Delegado revela em livro que
viraram cinzas os corpos de David Capistrano, Ana Rosa Kucinski e outros oito
opositores da ditadura.
Ele lançou bombas por todo o
país e participou, em 1981 no Rio de Janeiro, do atentado contra o show do 1º
de Maio no Pavilhão do Riocentro. Esteve envolvido no assassinato de
aproximadamente uma centena de pessoas durante a ditadura militar. Trata-se de
um delegado capixaba que herdou os subordinados do delegado paulista Sérgio
Paranhos Fleury nas forças de resistência violenta à redemocratização do
Brasil.
Apesar disso, o nome de Cláudio
Guerra nunca esteve em listas de entidades de defesa dos direitos humanos. Mas
com o lançamento do livro “Memórias de uma guerra suja”, que acaba de ser
editado, esse ex-delegado do DOPS (Departamento de Ordem Política e Social)
entrará para a história como um dos principais terroristas de direita que já
existiu no País.
Mais do que esse novo
personagem, o depoimento recolhido pelos jornalistas Marcelo Netto e Rogério
Medeiros, ao longo dos últimos dois anos, traz revelações bombásticas sobre
alguns dos acontecimentos mais marcantes das décadas de 70 e 80.
Revelações sobre o próprio caso
do Riocentro; o assassinato do jornalista Alexandre Von Baumgarten, em 1982; a
morte do delegado Fleury; a aproximação entre o crime organizado e setores
militares na luta para manter a repressão; e dos nomes de alguns dos
financiadores privados das ações do terrorismo de Estado que se estabeleceu
naquele período.
A reportagem do iG teve acesso
ao livro, editado pela Topbooks. O relato de Cláudio Guerra é impressionante.
Tão detalhado e objetivo que tem tudo para se tornar um dos roteiros de
trabalho da Comissão da verdade, criada para apurar violações aos direitos
humanos entre 1946 e 1988, período que inclui a ditadura militar (1964-1988).
David Capistrano, Massena,
Kucinski e outros incinerados
Cláudio Guerra conta, por
exemplo, como incinerou os corpos de dez presos políticos numa usina de açúcar
do norte Estado do Rio de Janeiro. Corpos que nunca mais serão encontrados –
conforme ele testemunha – de militantes de esquerda que foram torturados
barbaramente.
“Em determinado momento da
guerra contra os adversários do regime passamos a discutir o que fazer com os
corpos dos eliminados na luta clandestina. Estávamos no final de 1973.
Precisávamos ter um plano.
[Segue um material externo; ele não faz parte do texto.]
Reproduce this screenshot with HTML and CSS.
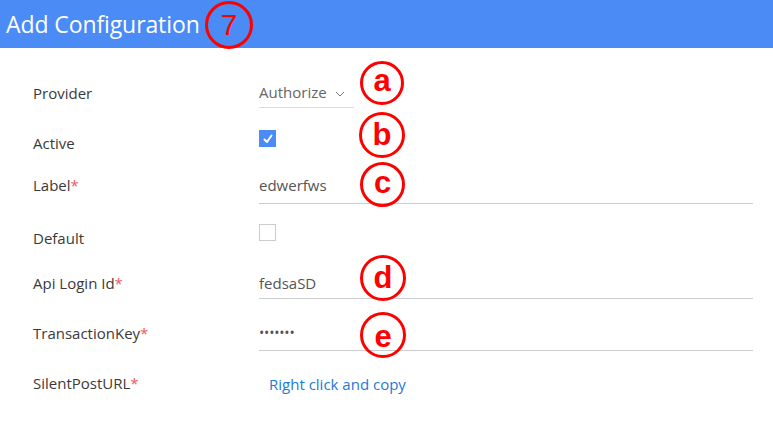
FILE: index.html
```html
<!DOCTYPE html>
<html>
<head>
<meta charset="utf-8">
<link rel="stylesheet" href="styles.css">
</head>
<body>
<div class="page">
  <header class="header">
    <h1 class="title">Add Configuration</h1>
  </header>
  <main class="form">
    <div class="row row-provider">
      <div class="label">Provider</div>
      <div class="control">
        <div class="select">
          <span>Authorize</span>
          <svg class="chev" width="10" height="6" viewBox="0 0 10 6"><polyline points="1,1 5,5 9,1" fill="none" stroke="#777" stroke-width="1"/></svg>
        </div>
      </div>
    </div>
    <div class="row row-active">
      <div class="label">Active</div>
      <div class="control">
        <div class="check checked">
          <svg width="12" height="12" viewBox="0 0 12 12"><polyline points="2.5,6.5 5,9 9.5,2.5" fill="none" stroke="#fff" stroke-width="2" stroke-linecap="round" stroke-linejoin="round"/></svg>
        </div>
      </div>
    </div>
    <div class="row row-label">
      <div class="label">Label<span class="req">*</span></div>
      <div class="control"><div class="input input-label">edwerfws</div></div>
    </div>
    <div class="row row-default">
      <div class="label">Default</div>
      <div class="control"><div class="check"></div></div>
    </div>
    <div class="row row-api">
      <div class="label">Api Login Id<span class="req">*</span></div>
      <div class="control"><div class="input input-api">fedsaSD</div></div>
    </div>
    <div class="row row-key">
      <div class="label">TransactionKey<span class="req">*</span></div>
      <div class="control"><div class="input input-key"><span class="dots">•••••••</span></div></div>
    </div>
    <div class="row row-url">
      <div class="label">SilentPostURL<span class="req">*</span></div>
      <div class="control"><a class="link" href="#">Right click and copy</a></div>
    </div>
  </main>

  <div class="mark mark-7">7</div>
  <div class="mark mark-a">a</div>
  <div class="mark mark-b">b</div>
  <div class="mark mark-c">c</div>
  <div class="mark mark-d">d</div>
  <div class="mark mark-e">e</div>
</div>
</body>
</html>
```
FILE: styles.css
```css
* { box-sizing: border-box; }
html, body { margin: 0; padding: 0; background: #fff; }
body { font-family: "Open Sans", "Noto Sans", sans-serif; color: #333; }
.page { position: relative; width: 773px; height: 430px; overflow: hidden; }

.header { height: 48px; background: #4b8bf5; display: flex; align-items: center; padding-left: 6px; }
.title { margin: 0; font-weight: 400; font-size: 23px; color: #fff; line-height: 30px; letter-spacing: -0.1px; }

.form { padding-top: 20px; }
.row { display: grid; grid-template-columns: 226px 1fr; padding-left: 33px; padding-right: 20px; }
.label { font-size: 15px; line-height: 20px; color: #3a3a3a; }
.req { color: #f0595a; }

.row-provider { height: 50px; }
.row-provider .label { padding-top: 15px; }
.row-provider .control { padding-top: 10px; }
.select { width: 95px; height: 30px; line-height: 29px; border-bottom: 1px solid #ddd; font-size: 15px; color: #666; display: flex; align-items: center; gap: 8px; }
.chev { margin-top: 2px; }

.row-active { height: 45px; }
.row-active .label { padding-top: 15px; }
.row-active .control { padding-top: 12px; }

.check { width: 17px; height: 17px; border: 1px solid #ccc; background: #fff; display: flex; align-items: center; justify-content: center; }
.check.checked { background: #4b8bf5; border-color: #4b8bf5; }

.input { font-size: 15px; color: #555; line-height: 30px; border-bottom: 1px solid #ccc; }

.row-label { height: 50px; }
.row-label .label { padding-top: 12px; }
.row-label .control { padding-top: 7px; }
.input-label { padding-bottom: 3px; }

.row-default { height: 50px; }
.row-default .label { padding-top: 15px; }
.row-default .control { padding-top: 11px; }

.row-api { height: 45px; }
.row-api .label { padding-top: 10px; }
.row-api .control { padding-top: 5px; }

.row-key { height: 50px; }
.row-key .label { padding-top: 15px; }
.row-key .control { padding-top: 9px; }
.input-key { padding-bottom: 2px; }
.dots { font-size: 14px; letter-spacing: -0.2px; color: #555; }

.row-url { height: 50px; }
.row-url .label { padding-top: 15px; }
.row-url .control { padding-top: 15px; padding-left: 10px; }
.link { font-size: 15px; line-height: 20px; color: #1d7ad6; text-decoration: none; }

.mark { position: absolute; border: 3px solid #f00; border-radius: 50%; color: #f00; display: flex; align-items: center; justify-content: center; font-family: "Liberation Sans", Arial, sans-serif; font-weight: 700; font-size: 31px; }
.mark-7 { left: 205px; top: 1px; width: 48px; height: 48px; font-weight: 400; font-size: 30px; }
.mark-a { left: 360px; top: 61px; width: 44px; height: 44px; padding-bottom: 4px; }
.mark-b { left: 359px; top: 112px; width: 46px; height: 46px; }
.mark-c { left: 360px; top: 162px; width: 45px; height: 45px; padding-bottom: 3px; }
.mark-d { left: 360px; top: 255px; width: 46px; height: 46px; }
.mark-e { left: 360px; top: 312px; width: 46px; height: 46px; padding-top: 3px; }
```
Embora a imprensa estivesse sob censura, havia
resistência interna e no exterior contra os atos clandestinos, a tortura e as
mortes.”
Os dez presos incinerados
-- João Batista e Joaquim Pires
Cerveira, presos na Argentina pela equipe do delegado Fleury;
-- Ana Rosa Kucinsk e Wilson
Silva, “a mulher apresentava marcas de mordidas pelo corpo, talvez por ter sido
violentada sexualmente, e o jovem não tinha as unhas da mão direita”;
- David Capistrano (“lhe haviam
arrancado a mão direita”), João Massena Mello, José Roman eLuiz Ignácio
Maranhão Filho, dirigentes históricos do PCB;
- Fernando Augusto Santa Cruz
Oliveira e Eduardo Collier Filho, militantes da Ação Popular Marxista Leninista
(APML).
O delegado lembrou do ex-vice-governador
do Rio de Janeiro Heli Ribeiro, proprietário da usina de açúcar Cambahyba,
localizada no município de Campos, a quem ele fornecia armas regularmente para
combater os sem-terra da região. Heli Ribeiro, segundo conta, “faria o que
fosse preciso para evitar que o comunismo tomasse o poder no Brasil”.
Cláudio Guerra revelou a
amizade com o dono da usina para seus superiores: o coronel da cavalaria do
Exército Freddie Perdigão Pereira, que trabalhava para o Serviço Nacional de
Informações (SNI), e o comandante da Marinha Antônio Vieira, que atuava no
Centro de Informações da Marinha (Cenimar).
Afirma que levou, então, os
dois comandantes até a fazenda:
“O local foi aprovado. O forno
da usina era enorme. Ideal para transformar em cinzas qualquer vestígio
humano.”
“A usina passou, em
contrapartida, a receber benefícios dos militares pelos bons serviços
prestados. Era um período de dificuldade econômica e os usineiros da região
estavam pendurados em dívidas. Mas o pessoal da Cambahyba, não. Eles tinham acesso
fácil a financiamentos e outros benefícios que o Estado poderia prestar.”